The initial call was a pilot light that would only stay lite for 10 minutes or so on a residential boiler. Upon arrival I found that the thermocouple had been replaced by the home owner. The problem was the thermocouple's reataining clip had slid up on the thermocoples probe and the flame was not engulfing the thermocouple correctly. I fixed this problem and whlie I had the pilot assembly out of the unit I thought even though the thermocouple was new and the pilot flame appeared good and strong I should check the current and clean the pilot assembly , orfice, and tube. With the end of the thermocouple out of the gas valve I hooked the aligator clip here and the other aligator clip from my meter leads to the thermocuoples wire for a ground. This measured 30 mili volts DC current while holding the pilots button in to keep the pilot lite. So i reassembled the pilot assembly back into the unit, switched the gas valves knob to "on" , burrners come on and everything looks fine. I stayed and cycled the burrners threeor four times and watch the temp. heat the water to 180 degress. This was three days ago. I get a call from the home owner today and he says that is cannot keep the pilot lite. he holds the pilot button in for several minutes and the pilot always goes out.

hvaclover 10-12-2008 02:53 PM

Quote:

Originally Posted by Gargecko (Post 171389)
The initial call was a pilot light that would only stay lite for 10 minutes or so on a residential boiler. Upon arrival I found that the thermocouple had been replaced by the home owner.
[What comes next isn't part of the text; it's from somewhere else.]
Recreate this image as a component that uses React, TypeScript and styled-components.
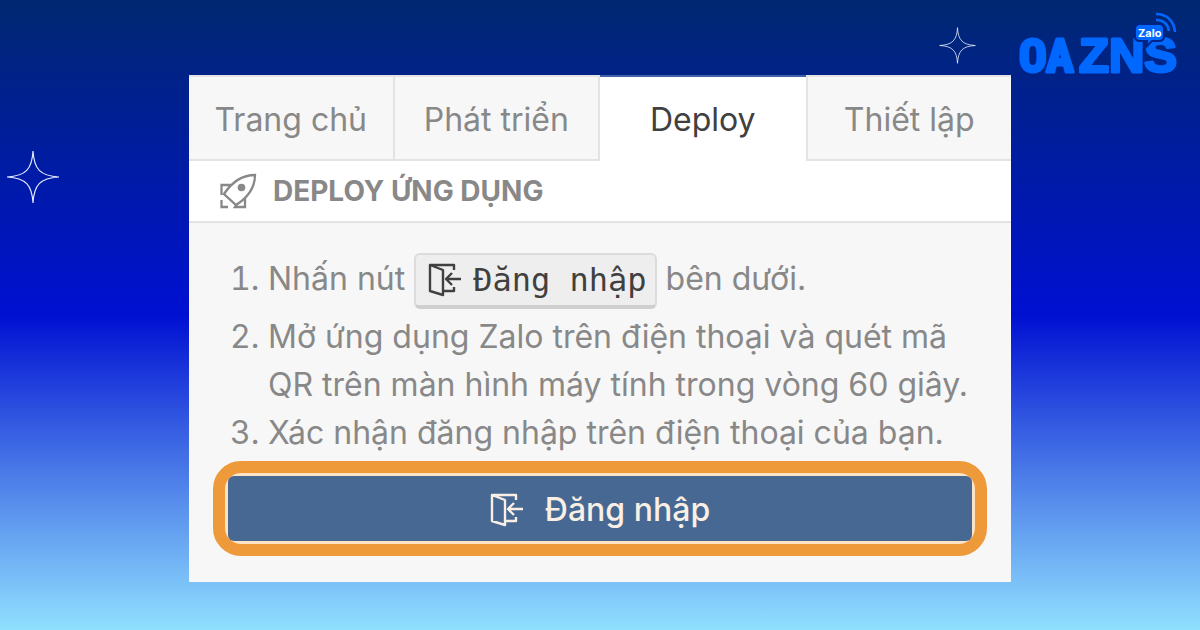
import React from "react";
import styled, { createGlobalStyle } from "styled-components";

const Global = createGlobalStyle`
  * { box-sizing: border-box; }
  body { margin: 0; font-family: Inter, "Liberation Sans", sans-serif; }
`;

const Page = styled.div`
  position: relative;
  min-height: 100vh;
  padding: 75px 189px 48px;
  background: linear-gradient(#002870 0%, #0010d2 50%, #4a7ae8 75%, #90e0ff 100%);
`;

const Panel = styled.main`
  background: #f7f7f7;
  color: #888888;
  font-size: 32px;
`;

const Tabs = styled.nav`
  display: grid;
  grid-template-columns: repeat(4, 1fr);
`;

const Tab = styled.button<{ $active?: boolean }>`
  height: 86px;
  padding: 2px 0 0;
  border: 0 solid #e3e3e3;
  border-width: 2px 2px 2px 0;
  background: #f7f7f7;
  color: inherit;
  font: inherit;
  &:last-child { border-width: 2px 0 2px 2px; }
  ${(p) =>
    p.$active &&
    `
    border-top-color: #3f63a8;
    border-bottom-color: #ffffff;
    border-right-width: 0;
    background: #ffffff;
    color: #404040;
  `}
`;

const Heading = styled.header`
  display: flex;
  align-items: center;
  gap: 16px;
  height: 62px;
  padding: 0 30px;
  background: #ffffff;
  border-bottom: 2px solid #e3e3e3;
`;

const Title = styled.h1`
  margin: 0;
  font-size: 28px;
  font-weight: 700;
`;

const Steps = styled.ol`
  margin: 0;
  padding: 26px 24px 0 79px;
  line-height: 48px;
`;

const Step = styled.li`
  &:first-child {
    padding-bottom: 4px;
    line-height: 60px;
  }
`;

const Key = styled.kbd`
  display: inline-flex;
  align-items: center;
  gap: 11px;
  height: 56px;
  padding: 0 8px 0 12px;
  border: 2px solid #dcdcdc;
  border-bottom: 4px solid #cfcfcf;
  border-radius: 6px;
  background: #eeeeee;
  color: #404040;
  font-family: "DejaVu Sans Mono", monospace;
  font-size: 32px;
  vertical-align: middle;
`;

const Highlight = styled.div`
  margin: 4px 24px 0;
  border: 12px solid #ef9a3a;
  border-radius: 28px;
  background: #fbe3c4;
  padding: 3px;
`;

const Login = styled.button`
  display: flex;
  align-items: center;
  justify-content: center;
  gap: 21px;
  width: 100%;
  height: 65px;
  padding: 2px 0 0;
  border: 0;
  border-radius: 6px;
  background: #476892;
  color: #f9efe4;
  font: inherit;
  font-weight: 500;
`;

const Foot = styled.div`
  height: 26px;
`;

const Logo = styled.div`
  position: absolute;
  top: 10px;
  right: 16px;
  color: #0068ff;
`;

const Star = styled.svg<{ $x: number; $y: number; $size: number }>`
  position: absolute;
  left: ${(p) => p.$x}px;
  top: ${(p) => p.$y}px;
  width: ${(p) => p.$size}px;
  height: ${(p) => p.$size}px;
`;

const Sparkle = (p: { x: number; y: number; size: number }) => (
  <Star $x={p.x} $y={p.y} $size={p.size} viewBox="0 0 54 54" aria-hidden="true">
    <path
      d="M27 1C28 19 34 26 53 27C34 28 28 35 27 53C26 35 20 28 1 27C20 26 26 19 27 1Z"
      fill="none"
      stroke="#dfe8ff"
      strokeWidth="1.200"
    />
  </Star>
);

const DoorIcon = () => (
  <svg width="34" height="34" viewBox="0 0 34 34" fill="none" stroke="currentColor" strokeWidth="2.400" strokeLinejoin="round" aria-hidden="true">
    <path d="M26 7V2H2V28L15 32V7L2 2M15 28H26V24M33 16H18M24 10L18 16L24 22" />
  </svg>
);

const RocketIcon = () => (
  <svg width="38" height="36" viewBox="0 0 38 36" fill="none" stroke="currentColor" strokeWidth="2.300" aria-hidden="true">
    <path d="M36 2C23 2 13 9 5 21L17 32C28 25 36 15 36 2ZM13 12H2.500V22M26 24V34H16L18 31M2.500 27V34H9" />
    <circle cx="22.500" cy="14.500" r="3.800" fill="currentColor" stroke="none" />
  </svg>
);

export default function App() {
  return (
    <Page>
      <Global />
      <Panel>
        <Tabs>
          <Tab>Trang chủ</Tab>
          <Tab>Phát triển</Tab>
          <Tab $active>Deploy</Tab>
          <Tab>Thiết lập</Tab>
        </Tabs>
        <Heading>
          <RocketIcon />
          <Title>DEPLOY ỨNG DỤNG</Title>
        </Heading>
        <Steps>
          <Step>
            Nhấn nút{" "}
            <Key>
              <DoorIcon />
              Đăng nhập
            </Key>{" "}
            bên dưới.
          </Step>
          <Step>Mở ứng dụng Zalo trên điện thoại và quét mã QR trên màn hình máy tính trong vòng 60 giây.</Step>
          <Step>Xác nhận đăng nhập trên điện thoại của bạn.</Step>
        </Steps>
        <Highlight>
          <Login>
            <DoorIcon />
            Đăng nhập
          </Login>
        </Highlight>
        <Foot />
      </Panel>
      <Sparkle x={6} y={150} size={54} />
      <Sparkle x={939} y={27} size={37} />
      <Logo>
        <svg width="166" height="80" viewBox="0 0 166 80" role="img" aria-label="Zalo OA ZNS">
          <g fill="currentColor" stroke="currentColor" strokeWidth="3" strokeLinejoin="round" fontWeight="700">
            <text x="1" y="62" fontSize="46" fontFamily="'Liberation Sans Narrow', 'Roboto Condensed', Roboto, sans-serif">OA</text>
            <text x="61" y="62" fontSize="49" fontFamily="'Liberation Sans', sans-serif">ZNS</text>
          </g>
          <path d="M122 14H141Q146 14 146 19V26Q146 31 141 31H134L129 36V31H122Q117 31 117 26V19Q117 14 122 14Z" fill="#0068ff" stroke="#002385" strokeWidth="2" />
          <text x="120" y="27" fill="#ffffff" fontFamily="Inter, sans-serif" fontWeight="700" fontSize="11">Zalo</text>
          <path d="M138 4C149 4 156 11 157 22M138 10C146 10 150 15 151 21" fill="none" stroke="#0068ff" strokeWidth="2.600" />
        </svg>
      </Logo>
    </Page>
  );
}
The problem was the thermocouple's reataining clip had slid up on the thermocoples probe and the flame was not engulfing the thermocouple correctly. I fixed this problem and whlie I had the pilot assembly out of the unit I thought even though the thermocouple was new and the pilot flame appeared good and strong I should check the current and clean the pilot assembly , orfice, and tube. With the end of the thermocouple out of the gas valve I hooked the aligator clip here and the other aligator clip from my meter leads to the thermocuoples wire for a ground. This measured 30 mili volts DC current while holding the pilots button in to keep the pilot lite. So i reassembled the pilot assembly back into the unit, switched the gas valves knob to "on" , burrners come on and everything looks fine. I stayed and cycled the burrners threeor four times and watch the temp. heat the water to 180 degress. This was three days ago. I get a call from the home owner today and he says that is cannot keep the pilot lite. he holds the pilot button in for several minutes and the pilot always goes out.

The valve or something keeps blowing out pilot.

Burner concussion maybe?



BeenThere your turn LOL

beenthere 10-12-2008 03:52 PM

That is not testing it under load.

Under load, would be while its hooked to the gas valve.
I found a lot of t couples that will test good that way, but are weak. When tested underload, they test out at 20 or less mV.

The clip could be bad, and letting the t couple slide away from the pilot flame.

If its not.
Install a block, and check it while under load. If it test ok then. You probably have a bad gas valve.

Keep in mind, that if it is a gas valve. You should still install a new t couple.